Output the full listing below exactly as it reads, and skip anything that is a picture.
==================================================
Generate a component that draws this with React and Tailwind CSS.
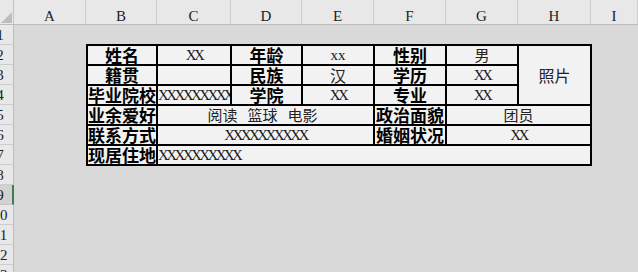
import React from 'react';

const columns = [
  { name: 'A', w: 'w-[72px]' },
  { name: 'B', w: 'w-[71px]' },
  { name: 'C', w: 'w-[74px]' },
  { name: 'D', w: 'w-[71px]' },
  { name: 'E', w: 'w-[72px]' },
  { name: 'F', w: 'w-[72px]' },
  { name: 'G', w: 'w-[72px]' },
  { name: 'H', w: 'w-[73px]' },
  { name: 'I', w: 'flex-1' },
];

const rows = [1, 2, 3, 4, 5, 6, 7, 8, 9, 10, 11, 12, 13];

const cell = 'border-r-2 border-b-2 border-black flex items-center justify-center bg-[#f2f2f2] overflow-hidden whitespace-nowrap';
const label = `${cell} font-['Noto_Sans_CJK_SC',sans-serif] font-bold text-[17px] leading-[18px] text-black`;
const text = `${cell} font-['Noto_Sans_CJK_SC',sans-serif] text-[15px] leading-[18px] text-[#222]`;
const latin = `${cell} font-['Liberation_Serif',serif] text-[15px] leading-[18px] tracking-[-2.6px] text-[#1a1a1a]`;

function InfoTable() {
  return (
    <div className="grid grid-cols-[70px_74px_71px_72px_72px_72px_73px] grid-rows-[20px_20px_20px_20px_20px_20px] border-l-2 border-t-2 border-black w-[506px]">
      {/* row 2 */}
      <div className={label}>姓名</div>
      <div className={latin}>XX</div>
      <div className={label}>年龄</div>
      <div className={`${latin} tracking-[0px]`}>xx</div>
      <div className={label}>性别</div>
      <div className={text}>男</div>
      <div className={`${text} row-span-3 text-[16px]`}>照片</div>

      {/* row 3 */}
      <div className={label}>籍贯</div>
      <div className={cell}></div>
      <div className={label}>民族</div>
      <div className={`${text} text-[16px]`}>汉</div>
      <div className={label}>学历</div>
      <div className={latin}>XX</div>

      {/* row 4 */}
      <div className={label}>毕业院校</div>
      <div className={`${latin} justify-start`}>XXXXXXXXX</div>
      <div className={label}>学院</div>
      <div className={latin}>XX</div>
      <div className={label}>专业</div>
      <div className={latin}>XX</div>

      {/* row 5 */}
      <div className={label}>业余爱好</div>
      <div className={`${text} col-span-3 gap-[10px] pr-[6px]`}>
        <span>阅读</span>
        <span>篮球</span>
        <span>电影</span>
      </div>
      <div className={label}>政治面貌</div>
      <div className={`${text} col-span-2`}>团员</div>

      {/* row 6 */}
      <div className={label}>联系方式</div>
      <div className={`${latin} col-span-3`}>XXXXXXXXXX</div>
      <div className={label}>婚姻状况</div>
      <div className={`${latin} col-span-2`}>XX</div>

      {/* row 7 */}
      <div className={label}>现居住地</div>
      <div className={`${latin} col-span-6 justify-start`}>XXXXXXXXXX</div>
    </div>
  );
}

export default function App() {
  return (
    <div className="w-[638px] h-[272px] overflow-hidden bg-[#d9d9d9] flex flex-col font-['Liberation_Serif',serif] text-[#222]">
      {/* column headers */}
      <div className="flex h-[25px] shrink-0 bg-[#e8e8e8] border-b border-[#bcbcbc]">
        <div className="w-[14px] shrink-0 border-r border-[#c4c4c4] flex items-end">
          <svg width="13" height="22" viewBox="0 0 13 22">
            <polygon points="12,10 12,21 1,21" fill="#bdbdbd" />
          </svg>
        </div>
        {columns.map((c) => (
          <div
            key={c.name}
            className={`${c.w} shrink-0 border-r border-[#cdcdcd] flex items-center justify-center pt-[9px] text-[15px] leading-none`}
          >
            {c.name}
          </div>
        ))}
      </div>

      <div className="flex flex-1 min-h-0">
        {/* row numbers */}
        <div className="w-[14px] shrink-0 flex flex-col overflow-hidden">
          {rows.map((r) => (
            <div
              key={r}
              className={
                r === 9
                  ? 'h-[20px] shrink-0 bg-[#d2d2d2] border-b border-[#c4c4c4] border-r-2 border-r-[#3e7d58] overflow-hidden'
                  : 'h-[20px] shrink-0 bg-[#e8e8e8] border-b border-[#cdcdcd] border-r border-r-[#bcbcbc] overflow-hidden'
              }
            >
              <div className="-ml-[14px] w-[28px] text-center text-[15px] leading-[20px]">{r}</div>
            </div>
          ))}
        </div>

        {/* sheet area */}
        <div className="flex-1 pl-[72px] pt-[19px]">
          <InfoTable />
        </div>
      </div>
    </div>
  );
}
==================================================
### TASK ANSWER
Generate a component that draws this with React and Tailwind CSS.
import React from 'react';

const columns = [
  { name: 'A', w: 'w-[72px]' },
  { name: 'B', w: 'w-[71px]' },
  { name: 'C', w: 'w-[74px]' },
  { name: 'D', w: 'w-[71px]' },
  { name: 'E', w: 'w-[72px]' },
  { name: 'F', w: 'w-[72px]' },
  { name: 'G', w: 'w-[72px]' },
  { name: 'H', w: 'w-[73px]' },
  { name: 'I', w: 'flex-1' },
];

const rows = [1, 2, 3, 4, 5, 6, 7, 8, 9, 10, 11, 12, 13];

const cell = 'border-r-2 border-b-2 border-black flex items-center justify-center bg-[#f2f2f2] overflow-hidden whitespace-nowrap';
const label = `${cell} font-['Noto_Sans_CJK_SC',sans-serif] font-bold text-[17px] leading-[18px] text-black`;
const text = `${cell} font-['Noto_Sans_CJK_SC',sans-serif] text-[15px] leading-[18px] text-[#222]`;
const latin = `${cell} font-['Liberation_Serif',serif] text-[15px] leading-[18px] tracking-[-2.6px] text-[#1a1a1a]`;

function InfoTable() {
  return (
    <div className="grid grid-cols-[70px_74px_71px_72px_72px_72px_73px] grid-rows-[20px_20px_20px_20px_20px_20px] border-l-2 border-t-2 border-black w-[506px]">
      {/* row 2 */}
      <div className={label}>姓名</div>
      <div className={latin}>XX</div>
      <div className={label}>年龄</div>
      <div className={`${latin} tracking-[0px]`}>xx</div>
      <div className={label}>性别</div>
      <div className={text}>男</div>
      <div className={`${text} row-span-3 text-[16px]`}>照片</div>

      {/* row 3 */}
      <div className={label}>籍贯</div>
      <div className={cell}></div>
      <div className={label}>民族</div>
      <div className={`${text} text-[16px]`}>汉</div>
      <div className={label}>学历</div>
      <div className={latin}>XX</div>

      {/* row 4 */}
      <div className={label}>毕业院校</div>
      <div className={`${latin} justify-start`}>XXXXXXXXX</div>
      <div className={label}>学院</div>
      <div className={latin}>XX</div>
      <div className={label}>专业</div>
      <div className={latin}>XX</div>

      {/* row 5 */}
      <div className={label}>业余爱好</div>
      <div className={`${text} col-span-3 gap-[10px] pr-[6px]`}>
        <span>阅读</span>
        <span>篮球</span>
        <span>电影</span>
      </div>
      <div className={label}>政治面貌</div>
      <div className={`${text} col-span-2`}>团员</div>

      {/* row 6 */}
      <div className={label}>联系方式</div>
      <div className={`${latin} col-span-3`}>XXXXXXXXXX</div>
      <div className={label}>婚姻状况</div>
      <div className={`${latin} col-span-2`}>XX</div>

      {/* row 7 */}
      <div className={label}>现居住地</div>
      <div className={`${latin} col-span-6 justify-start`}>XXXXXXXXXX</div>
    </div>
  );
}

export default function App() {
  return (
    <div className="w-[638px] h-[272px] overflow-hidden bg-[#d9d9d9] flex flex-col font-['Liberation_Serif',serif] text-[#222]">
      {/* column headers */}
      <div className="flex h-[25px] shrink-0 bg-[#e8e8e8] border-b border-[#bcbcbc]">
        <div className="w-[14px] shrink-0 border-r border-[#c4c4c4] flex items-end">
          <svg width="13" height="22" viewBox="0 0 13 22">
            <polygon points="12,10 12,21 1,21" fill="#bdbdbd" />
          </svg>
        </div>
        {columns.map((c) => (
          <div
            key={c.name}
            className={`${c.w} shrink-0 border-r border-[#cdcdcd] flex items-center justify-center pt-[9px] text-[15px] leading-none`}
          >
            {c.name}
          </div>
        ))}
      </div>

      <div className="flex flex-1 min-h-0">
        {/* row numbers */}
        <div className="w-[14px] shrink-0 flex flex-col overflow-hidden">
          {rows.map((r) => (
            <div
              key={r}
              className={
                r === 9
                  ? 'h-[20px] shrink-0 bg-[#d2d2d2] border-b border-[#c4c4c4] border-r-2 border-r-[#3e7d58] overflow-hidden'
                  : 'h-[20px] shrink-0 bg-[#e8e8e8] border-b border-[#cdcdcd] border-r border-r-[#bcbcbc] overflow-hidden'
              }
            >
              <div className="-ml-[14px] w-[28px] text-center text-[15px] leading-[20px]">{r}</div>
            </div>
          ))}
        </div>

        {/* sheet area */}
        <div className="flex-1 pl-[72px] pt-[19px]">
          <InfoTable />
        </div>
      </div>
    </div>
  );
}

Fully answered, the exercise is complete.